Par exemple, fin 2003, d'un commun accord avec les autorités ivoiriennes, nous avons déjà commencé à orienter nos moyens vers l'appui au redéploiement de l'administration, à la préparation du programme de "Désarmement - Démobilisation - Réinsertion" et à un plan de formation des jeunes.
Car tout doit être fait pour favoriser le succès du processus de réconciliation nationale qui doit aboutir à l'organisation en 2005 d'élections libres, transparentes et ouvertes à tous.
En même temps nous devons, dans les prochains mois, rechercher ensemble, en tirant les leçons du passé, comment renouveler et adapter nos relations de coopération. C'est une coopération rénovée que nous devons imaginer. Elle devra s'inspirer du principe du partenariat, tel que les Africains l'ont défini dans le cadre du NEPAD. La France y est prête.
Q - Quelle interprétation avez-vous de la visite du président Gbagbo en France ?

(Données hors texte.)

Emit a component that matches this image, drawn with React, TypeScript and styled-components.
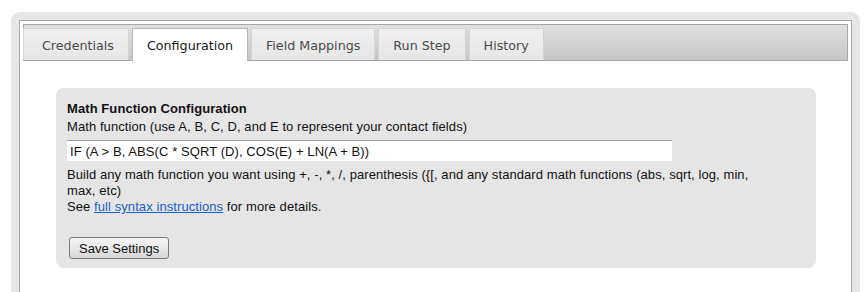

R - Je pourrais me borner à vous dire que cette visite est naturelle entre dirigeants de deux pays comme les nôtres. Mais j'ajoute que son intérêt est renforcé par les circonstances : elle a lieu en effet à un moment charnière. Depuis décembre, le gouvernement de réconciliation nationale est à nouveau au complet et il travaille activement sous la direction du Premier ministre Seydou Diarra. Il a adopté les textes de lois prévus par l'Accord de Marcoussis ; les opérations de cantonnement et la réinstallation de l'administration ont débuté à l'ouest du pays. Bref, une dynamique du retour à la paix civile s'est enclenchée. Tout cela témoigne de la détermination du président Gbagbo et des responsables politiques ivoiriens, quels qu'ils soient, à sortir le pays de la crise et à repartir de l'avant. La France s'en réjouit car cela répond à ses espérances. Elle souhaite que cette visite marque le début d'une nouvelle étape dans nos relations et que notre amitié sorte renforcée des dures épreuves vécues au cours de la période écoulée.